A new report says Apple supplier Corning, the makers of Gorilla Glass, is actively developing a foldable glass solution that could one day end up in a foldable iPhone.
With the debut of foldable smartphones from Samsung and Huawei, much speculation has been made over when Apple will release a similar product. As we know, Apple doesn’t tend to leap into the latest tech fad until all the bugs have been worked out.
Early folding displays rely on plastic polymers to allow for flexibility in the displays. Plastic has a tendency to crease and crinkle with extended use.
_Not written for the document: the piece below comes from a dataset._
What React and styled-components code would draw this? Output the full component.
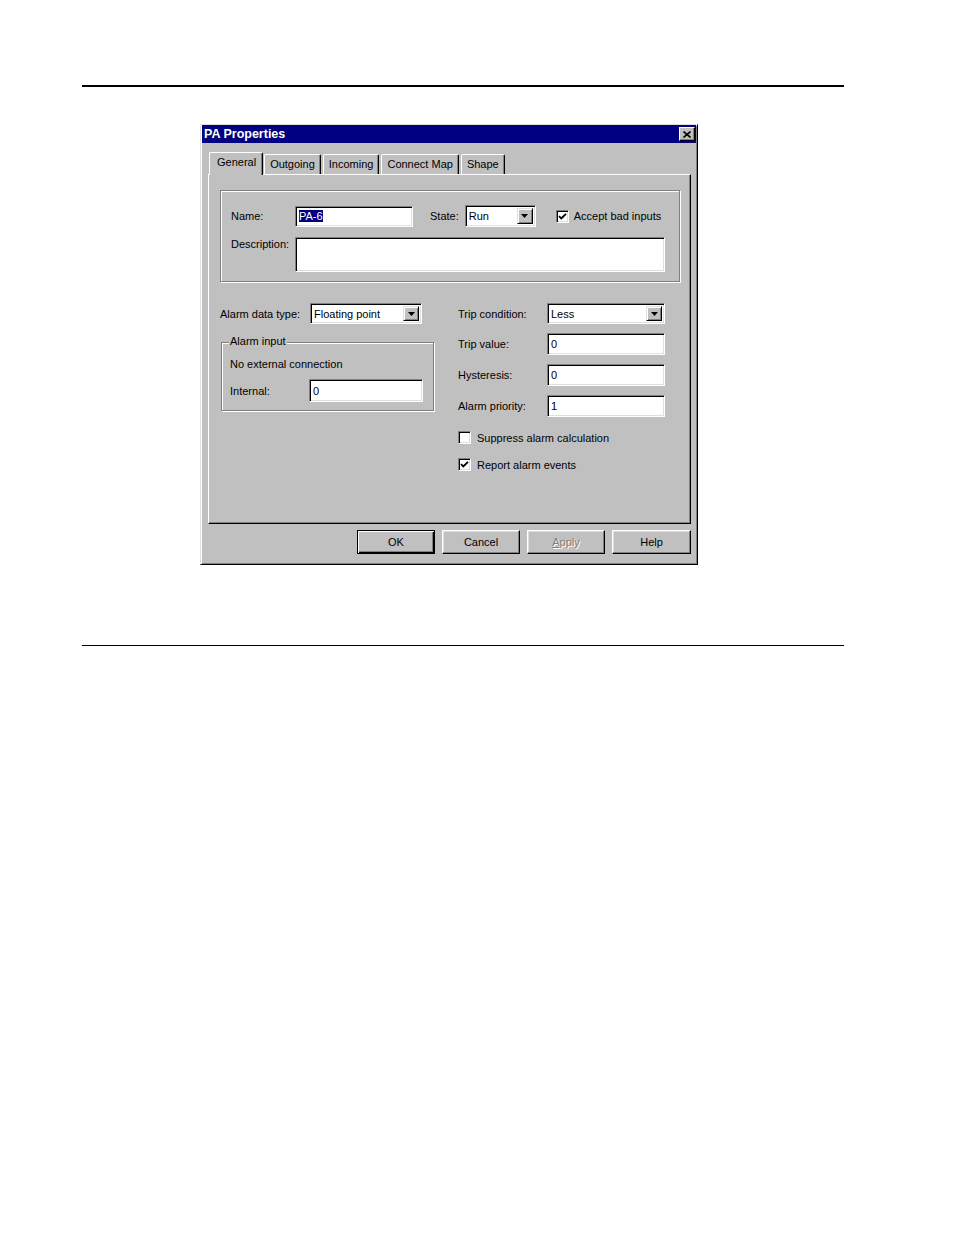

The material is also easier to scratch than displays used in standard smartphones.
“In a glass solution, you’re really challenging the laws of physics, in that to get a very tight bend radius you want to go thinner and thinner, but you also have to be able to survive a drop event and resist damage,” Corning general manager John Bayne recently told Wired.
“The back of the problem we’re trying to break, the technical challenge, is, can you keep those tight 3- to 5-millimeter bend radii and also increase the damage resistance of the glass. That’s the trajectory we’re on.”
Wired says Corning is building upon its experience with Willow Glass, which has the ability to roll up like a sheet of paper, which gets its strength from an ion-exchange process. However, that process requires dipping the glass in a molten salt solution. Salt unfortunately corrodes transistors, making Willow Glass an unsuitable solution for flexible phones. Corning is looking at ways to get around this.
Corning’s Bayne says the company’s foldable glass solution should be ready for prime time in a couple of years, which means it should be ready just about the same time Apple is ready to dip its toe into the foldable smartphone waters.